Całkiem niedawno Elżbieta II, królowa brytyjska i głowa Kościoła anglikańskiego, podpisała ustawę wprowadzającą małżeństwa homoseksualne w Anglii i Walii (ciekawe, jak tam w Szkocji). Wiemy rzecz jasna, że królowa nie ma wiele do gadania w sprawie ustaw, po prostu nie może ich nie podpisać. Ale w żadnym przypadku nie musi w ich sprawie zabierać głosu. W sprawie małżeństw jednopłciowych jednak głos zabrała, a okazją do tego było odrzucenie podobnego prawa przez Chrisa Christie'ego, gubernatora stanu New Jersey. Oto, co powiedziała, w moim skromnym tłumaczeniu. [Źródło.]
- Nie lubię obmawiać innych. Stoję na czele dynastii sięgającej IX wieku, a najwyraźniej jestem bardziej postępowa niż Chris Christie. Tak, wiem, że musi się liczyć z prawicowymi wariatami w jego partii, ale spójrzmy na fakty: jeśli chodzi o myślenie perspektywiczne, Christie pozostaje w tyle za osiemdziesięciosiedmioletnią panią, która nosi koronę na głowie.

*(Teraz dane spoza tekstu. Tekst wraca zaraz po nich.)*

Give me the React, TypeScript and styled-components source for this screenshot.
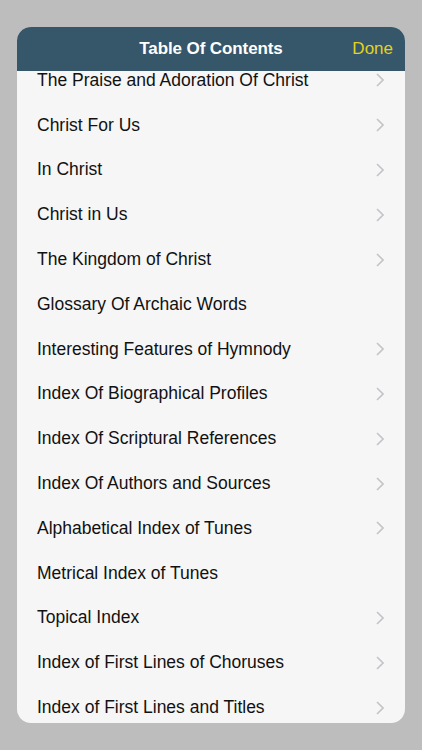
import React from "react";
import styled, { createGlobalStyle } from "styled-components";

const GlobalStyle = createGlobalStyle`
	html, body {
		margin: 0;
		padding: 0;
		background: #bdbdbd;
		font-family: "Liberation Sans", Arial, sans-serif;
	}
`;

const Screen = styled.div`
	width: 422px;
	height: 750px;
	box-sizing: border-box;
	padding: 27px 17px 27px 17px;
	display: flex;
`;

const Card = styled.div`
	flex: 1;
	display: flex;
	flex-direction: column;
	border-radius: 14px;
	overflow: hidden;
	background: #f6f6f6;
`;

const Header = styled.div`
	position: relative;
	z-index: 1;
	height: 44px;
	flex: none;
	background: #36566a;
	display: flex;
	align-items: center;
	justify-content: center;
`;

const Title = styled.div`
	color: #ffffff;
	font-size: 17px;
	font-weight: 700;
	letter-spacing: -0.1px;
`;

const DoneButton = styled.button`
	position: absolute;
	right: 12px;
	top: 0;
	height: 44px;
	border: none;
	background: none;
	padding: 0;
	color: #e3d21f;
	font-family: inherit;
	font-size: 17px;
`;

const List = styled.div`
	flex: 1;
	overflow: hidden;
`;

const Rows = styled.div`
	margin-top: -13px;
`;

const Row = styled.div`
	height: 44.8px;
	display: flex;
	align-items: center;
	padding: 0 21px 0 20px;
`;

const Label = styled.span`
	flex: 1;
	color: #111;
	font-size: 17.5px;
`;

const Chevron = () => (
	<svg width="8" height="14" viewBox="0 0 8 14">
		<path d="M1 1l6 6-6 6" fill="none" stroke="#c4c4c8" strokeWidth="1.6" />
	</svg>
);

const entries: { title: string; more: boolean }[] = [
	{ title: "The Praise and Adoration Of Christ", more: true },
	{ title: "Christ For Us", more: true },
	{ title: "In Christ", more: true },
	{ title: "Christ in Us", more: true },
	{ title: "The Kingdom of Christ", more: true },
	{ title: "Glossary Of Archaic Words", more: false },
	{ title: "Interesting Features of Hymnody", more: true },
	{ title: "Index Of Biographical Profiles", more: true },
	{ title: "Index Of Scriptural References", more: true },
	{ title: "Index Of Authors and Sources", more: true },
	{ title: "Alphabetical Index of Tunes", more: true },
	{ title: "Metrical Index of Tunes", more: false },
	{ title: "Topical Index", more: true },
	{ title: "Index of First Lines of Choruses", more: true },
	{ title: "Index of First Lines and Titles", more: true },
];

export default function App() {
	return (
		<>
			<GlobalStyle />
			<Screen>
				<Card>
					<Header>
						<Title>Table Of Contents</Title>
						<DoneButton>Done</DoneButton>
					</Header>
					<List>
						<Rows>
							{entries.map((entry) => (
								<Row key={entry.title}>
									<Label>{entry.title}</Label>
									{entry.more && <Chevron />}
								</Row>
							))}
						</Rows>
					</List>
				</Card>
			</Screen>
		</>
	);
}
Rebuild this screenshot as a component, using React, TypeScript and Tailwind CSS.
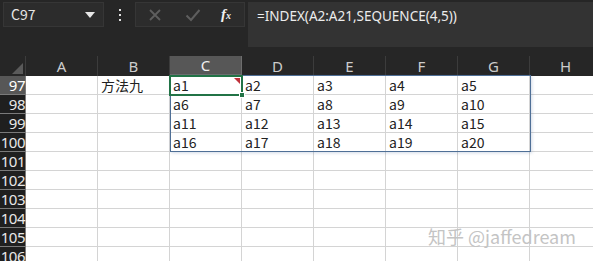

To żałosne.
Padło pytanie, jaką radę ma Jej Wysokość dla Christie'ego.
- Chris, podpiszże tę ustawę, do cholery.
Później zapytano ją o spodziewanego wkrótce prawnuka.
- Mówiąc prawdę, cieszę się, że dziecko nie urodzi się w New Jersey.
Wypadałoby przy okazji zauważyć słowa o gejach wypowiedziane przez głowę innego Kościoła, czyli Franciszka. Że nie należy potępiać, ale że lobbowanie na rzecz praw gejów jest problemem, podobnie jak inne lobby, polityczne czy masońskie [X]. Za to lobbowanie za rozpowszechnianiem horrendalnej doktryny katolickiej jest cacy. Poza tym jestem całkowicie spokojny, że polski Kościół, czyli Kościół Terlikowskiego i Rydzyka, poradzi sobie znakomicie ze słowami papieża i jeszcze bardziej napnie homofobiczną strunę.